Puis Chergui enfin s'accoise. "Le silence [tombe]comme une pierre." Mais comment accueillir ses promesses de joies éruptives ? Le réveil des endormis est un tumulte "bras ouverts, bras fermés" dans les rires qui pleurent et les larmes qui rient. Quant aux autres, qui n'ont pas dormi, les voilà traversés par "une altérité particulière". Ils ne s'appartiennent plus, ne reconnaissent rien de ce qui renaît en eux. Cependant que hors les murs, parmi des remuements constricteurs, le sortilège, mu ou non par un dessein, n'en finit pas de sonder les chimères que l'humain hante avec ses questions sans fond ni margelle : Suis-je endormi ? Suis-je éveillé, mort ou vif ? Ma présence au monde n'est-elle pas dans le même mouvement une absence ? Mes rêves ont-ils une consistance plus vraie que la chair du désir ? Et c'est ainsi que persiste la plus grande peur, "celle de l'effacement".

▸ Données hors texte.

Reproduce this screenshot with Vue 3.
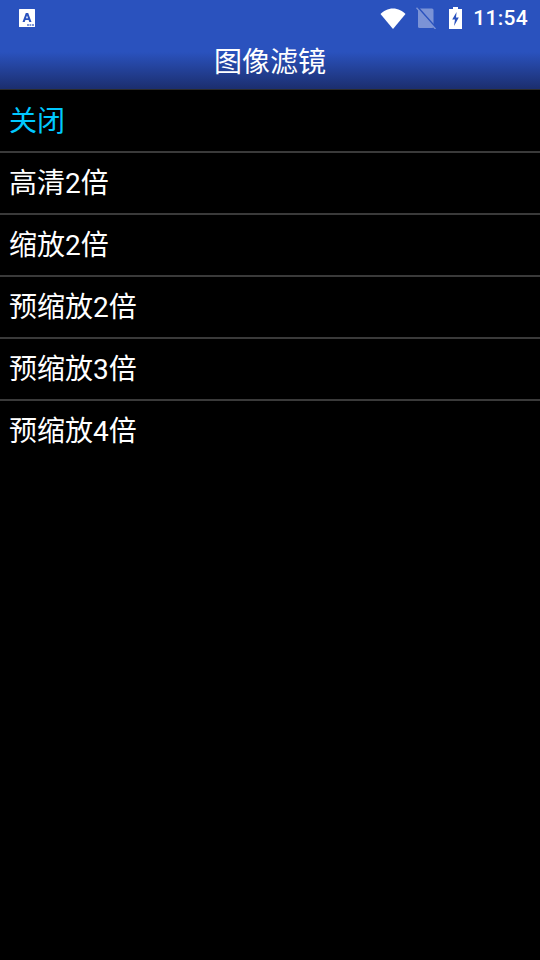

Le conte de Joëlle Pétillot, qu'il sourde à bas bruit dans nos tréfonds ou lance au crépuscule des envolées dramatiques, a un je-ne-sais-quoi de lacanien en sa perception de l'inconscient comme langage. Ses mots (in et off) sont des hiatus sur les mots du conscient et la vérité affublée de fiction apparaît autant qu'elle disparaît. Sophocle déjà en avait le pressentiment qui disait : "Je vois bien que nous ne sommes, nous tous qui vivons ici, rien de plus que des fantômes ou des ombres légères".

Chergui est publié aux éditions Fables fertiles sises à l'enseigne "des apparitions vraies" dans la collection l'heure des contes. Le livre compte 106 pages et coûte 15, 20 €.